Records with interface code
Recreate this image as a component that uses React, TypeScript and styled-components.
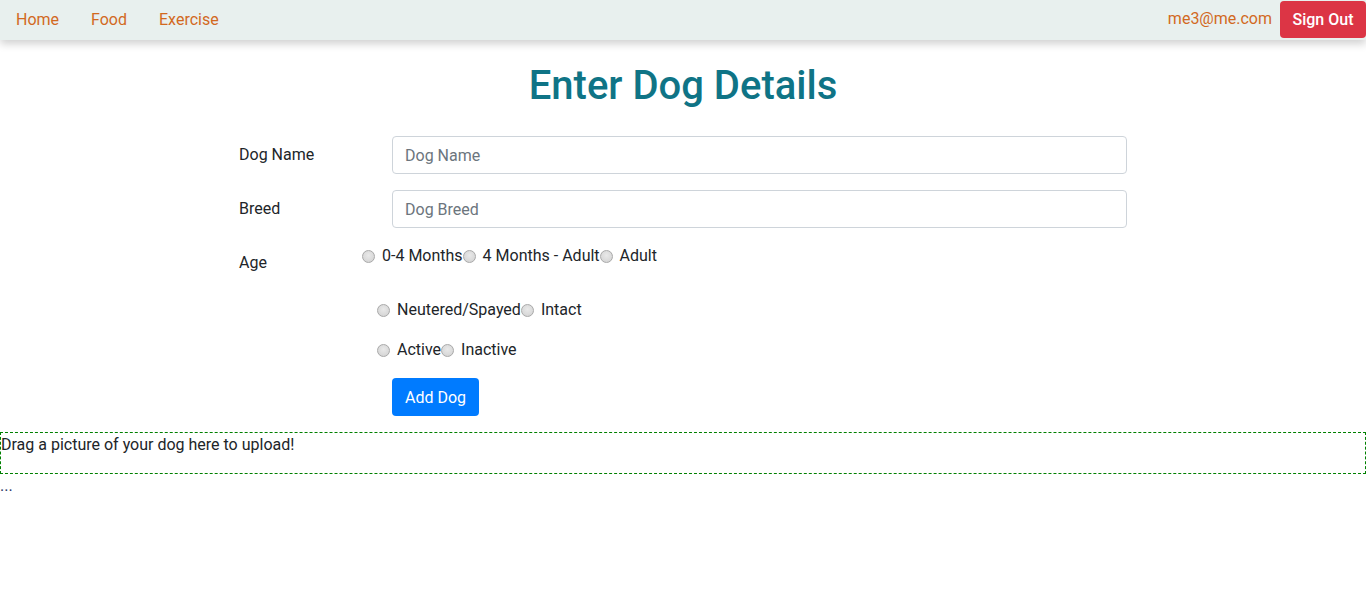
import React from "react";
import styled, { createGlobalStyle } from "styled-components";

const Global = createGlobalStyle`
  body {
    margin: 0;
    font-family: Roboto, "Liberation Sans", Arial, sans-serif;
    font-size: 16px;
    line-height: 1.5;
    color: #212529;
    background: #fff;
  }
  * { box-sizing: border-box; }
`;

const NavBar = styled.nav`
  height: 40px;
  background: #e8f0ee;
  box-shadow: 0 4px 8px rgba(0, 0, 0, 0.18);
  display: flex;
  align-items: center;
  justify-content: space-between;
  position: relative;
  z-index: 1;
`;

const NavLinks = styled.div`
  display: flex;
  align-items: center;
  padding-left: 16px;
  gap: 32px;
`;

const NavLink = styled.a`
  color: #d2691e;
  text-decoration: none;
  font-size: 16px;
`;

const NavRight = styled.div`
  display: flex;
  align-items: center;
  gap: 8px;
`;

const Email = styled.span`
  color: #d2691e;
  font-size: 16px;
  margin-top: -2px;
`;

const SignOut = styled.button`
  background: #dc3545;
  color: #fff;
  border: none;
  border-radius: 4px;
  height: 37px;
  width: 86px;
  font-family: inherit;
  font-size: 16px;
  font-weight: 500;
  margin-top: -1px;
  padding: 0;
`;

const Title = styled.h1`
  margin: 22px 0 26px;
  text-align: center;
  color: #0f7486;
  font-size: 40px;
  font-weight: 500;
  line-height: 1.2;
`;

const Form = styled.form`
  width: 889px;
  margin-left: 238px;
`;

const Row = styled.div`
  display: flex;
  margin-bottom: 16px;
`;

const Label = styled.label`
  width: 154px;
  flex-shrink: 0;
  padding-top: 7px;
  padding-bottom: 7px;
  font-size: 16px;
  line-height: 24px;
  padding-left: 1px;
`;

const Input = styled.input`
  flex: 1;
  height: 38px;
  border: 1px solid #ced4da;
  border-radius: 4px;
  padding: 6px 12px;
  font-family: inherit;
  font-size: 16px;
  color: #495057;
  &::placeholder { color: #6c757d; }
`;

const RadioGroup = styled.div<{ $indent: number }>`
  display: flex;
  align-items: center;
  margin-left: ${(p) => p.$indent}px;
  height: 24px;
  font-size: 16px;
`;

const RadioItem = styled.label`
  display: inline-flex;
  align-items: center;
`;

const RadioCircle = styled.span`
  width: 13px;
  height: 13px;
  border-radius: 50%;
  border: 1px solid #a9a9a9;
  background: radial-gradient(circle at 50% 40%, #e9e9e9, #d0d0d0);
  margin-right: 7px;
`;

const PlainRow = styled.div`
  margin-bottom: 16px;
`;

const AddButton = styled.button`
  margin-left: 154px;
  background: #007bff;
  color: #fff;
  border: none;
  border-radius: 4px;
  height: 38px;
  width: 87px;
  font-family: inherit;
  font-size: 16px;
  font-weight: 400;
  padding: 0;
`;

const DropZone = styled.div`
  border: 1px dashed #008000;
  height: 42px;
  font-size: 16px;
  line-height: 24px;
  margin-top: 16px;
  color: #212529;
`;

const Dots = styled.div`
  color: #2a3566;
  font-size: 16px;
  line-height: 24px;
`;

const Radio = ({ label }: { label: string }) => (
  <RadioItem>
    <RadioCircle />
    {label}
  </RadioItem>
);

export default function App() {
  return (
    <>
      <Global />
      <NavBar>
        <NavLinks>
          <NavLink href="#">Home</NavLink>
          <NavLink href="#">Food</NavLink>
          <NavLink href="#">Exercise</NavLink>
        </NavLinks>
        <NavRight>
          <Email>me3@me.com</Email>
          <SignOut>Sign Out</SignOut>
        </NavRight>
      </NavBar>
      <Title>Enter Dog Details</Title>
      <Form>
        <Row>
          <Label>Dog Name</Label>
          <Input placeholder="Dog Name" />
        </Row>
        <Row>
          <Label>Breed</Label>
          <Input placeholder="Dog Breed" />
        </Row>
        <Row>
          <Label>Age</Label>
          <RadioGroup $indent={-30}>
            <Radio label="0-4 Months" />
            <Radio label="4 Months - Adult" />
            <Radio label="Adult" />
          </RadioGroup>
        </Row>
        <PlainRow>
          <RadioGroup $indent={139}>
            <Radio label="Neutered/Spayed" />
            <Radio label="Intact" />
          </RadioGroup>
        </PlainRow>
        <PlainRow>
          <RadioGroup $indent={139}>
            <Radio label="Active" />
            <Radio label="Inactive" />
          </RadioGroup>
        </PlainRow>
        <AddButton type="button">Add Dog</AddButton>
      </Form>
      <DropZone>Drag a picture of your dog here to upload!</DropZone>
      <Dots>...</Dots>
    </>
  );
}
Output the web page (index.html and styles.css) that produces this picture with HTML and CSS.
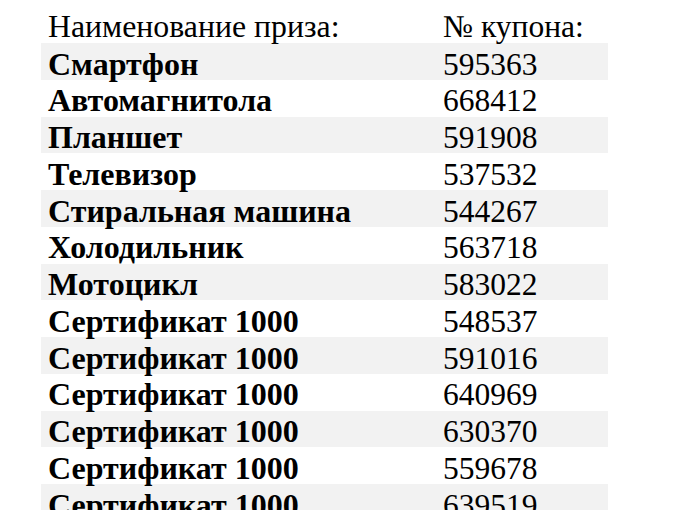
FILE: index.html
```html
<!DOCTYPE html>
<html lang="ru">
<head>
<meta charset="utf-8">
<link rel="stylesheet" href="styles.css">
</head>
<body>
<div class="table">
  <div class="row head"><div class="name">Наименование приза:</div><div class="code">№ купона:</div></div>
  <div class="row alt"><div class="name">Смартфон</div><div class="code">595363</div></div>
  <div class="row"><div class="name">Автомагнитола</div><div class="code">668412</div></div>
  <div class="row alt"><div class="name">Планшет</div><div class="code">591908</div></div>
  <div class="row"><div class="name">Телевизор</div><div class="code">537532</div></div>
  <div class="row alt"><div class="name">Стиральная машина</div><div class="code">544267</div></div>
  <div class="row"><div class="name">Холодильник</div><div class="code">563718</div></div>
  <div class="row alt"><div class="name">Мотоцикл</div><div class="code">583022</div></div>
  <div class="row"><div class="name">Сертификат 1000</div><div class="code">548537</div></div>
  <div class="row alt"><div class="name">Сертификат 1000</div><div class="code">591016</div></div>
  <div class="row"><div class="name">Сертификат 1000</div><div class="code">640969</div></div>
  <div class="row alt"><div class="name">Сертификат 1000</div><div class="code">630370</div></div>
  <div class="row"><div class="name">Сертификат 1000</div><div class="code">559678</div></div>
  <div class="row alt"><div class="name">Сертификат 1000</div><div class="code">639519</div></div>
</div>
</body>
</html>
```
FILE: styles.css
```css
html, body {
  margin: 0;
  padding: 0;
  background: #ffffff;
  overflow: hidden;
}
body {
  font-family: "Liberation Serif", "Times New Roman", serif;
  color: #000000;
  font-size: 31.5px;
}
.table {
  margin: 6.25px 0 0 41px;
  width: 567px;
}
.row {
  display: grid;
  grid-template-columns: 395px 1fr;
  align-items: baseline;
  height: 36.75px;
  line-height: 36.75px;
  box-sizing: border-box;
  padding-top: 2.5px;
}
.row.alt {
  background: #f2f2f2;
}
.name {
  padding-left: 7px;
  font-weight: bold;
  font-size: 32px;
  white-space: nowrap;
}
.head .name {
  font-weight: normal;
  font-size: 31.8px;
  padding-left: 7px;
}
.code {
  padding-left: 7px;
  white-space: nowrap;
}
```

Your goal - Your task is an exact transcription of all the data, minus the pictures.

Response to this task -
Recreate this image as a component that uses React, TypeScript and styled-components.
import React from "react";
import styled, { createGlobalStyle } from "styled-components";

const Global = createGlobalStyle`
  body {
    margin: 0;
    font-family: Roboto, "Liberation Sans", Arial, sans-serif;
    font-size: 16px;
    line-height: 1.5;
    color: #212529;
    background: #fff;
  }
  * { box-sizing: border-box; }
`;

const NavBar = styled.nav`
  height: 40px;
  background: #e8f0ee;
  box-shadow: 0 4px 8px rgba(0, 0, 0, 0.18);
  display: flex;
  align-items: center;
  justify-content: space-between;
  position: relative;
  z-index: 1;
`;

const NavLinks = styled.div`
  display: flex;
  align-items: center;
  padding-left: 16px;
  gap: 32px;
`;

const NavLink = styled.a`
  color: #d2691e;
  text-decoration: none;
  font-size: 16px;
`;

const NavRight = styled.div`
  display: flex;
  align-items: center;
  gap: 8px;
`;

const Email = styled.span`
  color: #d2691e;
  font-size: 16px;
  margin-top: -2px;
`;

const SignOut = styled.button`
  background: #dc3545;
  color: #fff;
  border: none;
  border-radius: 4px;
  height: 37px;
  width: 86px;
  font-family: inherit;
  font-size: 16px;
  font-weight: 500;
  margin-top: -1px;
  padding: 0;
`;

const Title = styled.h1`
  margin: 22px 0 26px;
  text-align: center;
  color: #0f7486;
  font-size: 40px;
  font-weight: 500;
  line-height: 1.2;
`;

const Form = styled.form`
  width: 889px;
  margin-left: 238px;
`;

const Row = styled.div`
  display: flex;
  margin-bottom: 16px;
`;

const Label = styled.label`
  width: 154px;
  flex-shrink: 0;
  padding-top: 7px;
  padding-bottom: 7px;
  font-size: 16px;
  line-height: 24px;
  padding-left: 1px;
`;

const Input = styled.input`
  flex: 1;
  height: 38px;
  border: 1px solid #ced4da;
  border-radius: 4px;
  padding: 6px 12px;
  font-family: inherit;
  font-size: 16px;
  color: #495057;
  &::placeholder { color: #6c757d; }
`;

const RadioGroup = styled.div<{ $indent: number }>`
  display: flex;
  align-items: center;
  margin-left: ${(p) => p.$indent}px;
  height: 24px;
  font-size: 16px;
`;

const RadioItem = styled.label`
  display: inline-flex;
  align-items: center;
`;

const RadioCircle = styled.span`
  width: 13px;
  height: 13px;
  border-radius: 50%;
  border: 1px solid #a9a9a9;
  background: radial-gradient(circle at 50% 40%, #e9e9e9, #d0d0d0);
  margin-right: 7px;
`;

const PlainRow = styled.div`
  margin-bottom: 16px;
`;

const AddButton = styled.button`
  margin-left: 154px;
  background: #007bff;
  color: #fff;
  border: none;
  border-radius: 4px;
  height: 38px;
  width: 87px;
  font-family: inherit;
  font-size: 16px;
  font-weight: 400;
  padding: 0;
`;

const DropZone = styled.div`
  border: 1px dashed #008000;
  height: 42px;
  font-size: 16px;
  line-height: 24px;
  margin-top: 16px;
  color: #212529;
`;

const Dots = styled.div`
  color: #2a3566;
  font-size: 16px;
  line-height: 24px;
`;

const Radio = ({ label }: { label: string }) => (
  <RadioItem>
    <RadioCircle />
    {label}
  </RadioItem>
);

export default function App() {
  return (
    <>
      <Global />
      <NavBar>
        <NavLinks>
          <NavLink href="#">Home</NavLink>
          <NavLink href="#">Food</NavLink>
          <NavLink href="#">Exercise</NavLink>
        </NavLinks>
        <NavRight>
          <Email>me3@me.com</Email>
          <SignOut>Sign Out</SignOut>
        </NavRight>
      </NavBar>
      <Title>Enter Dog Details</Title>
      <Form>
        <Row>
          <Label>Dog Name</Label>
          <Input placeholder="Dog Name" />
        </Row>
        <Row>
          <Label>Breed</Label>
          <Input placeholder="Dog Breed" />
        </Row>
        <Row>
          <Label>Age</Label>
          <RadioGroup $indent={-30}>
            <Radio label="0-4 Months" />
            <Radio label="4 Months - Adult" />
            <Radio label="Adult" />
          </RadioGroup>
        </Row>
        <PlainRow>
          <RadioGroup $indent={139}>
            <Radio label="Neutered/Spayed" />
            <Radio label="Intact" />
          </RadioGroup>
        </PlainRow>
        <PlainRow>
          <RadioGroup $indent={139}>
            <Radio label="Active" />
            <Radio label="Inactive" />
          </RadioGroup>
        </PlainRow>
        <AddButton type="button">Add Dog</AddButton>
      </Form>
      <DropZone>Drag a picture of your dog here to upload!</DropZone>
      <Dots>...</Dots>
    </>
  );
}
Output the web page (index.html and styles.css) that produces this picture with HTML and CSS.
FILE: index.html
```html
<!DOCTYPE html>
<html lang="ru">
<head>
<meta charset="utf-8">
<link rel="stylesheet" href="styles.css">
</head>
<body>
<div class="table">
  <div class="row head"><div class="name">Наименование приза:</div><div class="code">№ купона:</div></div>
  <div class="row alt"><div class="name">Смартфон</div><div class="code">595363</div></div>
  <div class="row"><div class="name">Автомагнитола</div><div class="code">668412</div></div>
  <div class="row alt"><div class="name">Планшет</div><div class="code">591908</div></div>
  <div class="row"><div class="name">Телевизор</div><div class="code">537532</div></div>
  <div class="row alt"><div class="name">Стиральная машина</div><div class="code">544267</div></div>
  <div class="row"><div class="name">Холодильник</div><div class="code">563718</div></div>
  <div class="row alt"><div class="name">Мотоцикл</div><div class="code">583022</div></div>
  <div class="row"><div class="name">Сертификат 1000</div><div class="code">548537</div></div>
  <div class="row alt"><div class="name">Сертификат 1000</div><div class="code">591016</div></div>
  <div class="row"><div class="name">Сертификат 1000</div><div class="code">640969</div></div>
  <div class="row alt"><div class="name">Сертификат 1000</div><div class="code">630370</div></div>
  <div class="row"><div class="name">Сертификат 1000</div><div class="code">559678</div></div>
  <div class="row alt"><div class="name">Сертификат 1000</div><div class="code">639519</div></div>
</div>
</body>
</html>
```
FILE: styles.css
```css
html, body {
  margin: 0;
  padding: 0;
  background: #ffffff;
  overflow: hidden;
}
body {
  font-family: "Liberation Serif", "Times New Roman", serif;
  color: #000000;
  font-size: 31.5px;
}
.table {
  margin: 6.25px 0 0 41px;
  width: 567px;
}
.row {
  display: grid;
  grid-template-columns: 395px 1fr;
  align-items: baseline;
  height: 36.75px;
  line-height: 36.75px;
  box-sizing: border-box;
  padding-top: 2.5px;
}
.row.alt {
  background: #f2f2f2;
}
.name {
  padding-left: 7px;
  font-weight: bold;
  font-size: 32px;
  white-space: nowrap;
}
.head .name {
  font-weight: normal;
  font-size: 31.8px;
  padding-left: 7px;
}
.code {
  padding-left: 7px;
  white-space: nowrap;
}
```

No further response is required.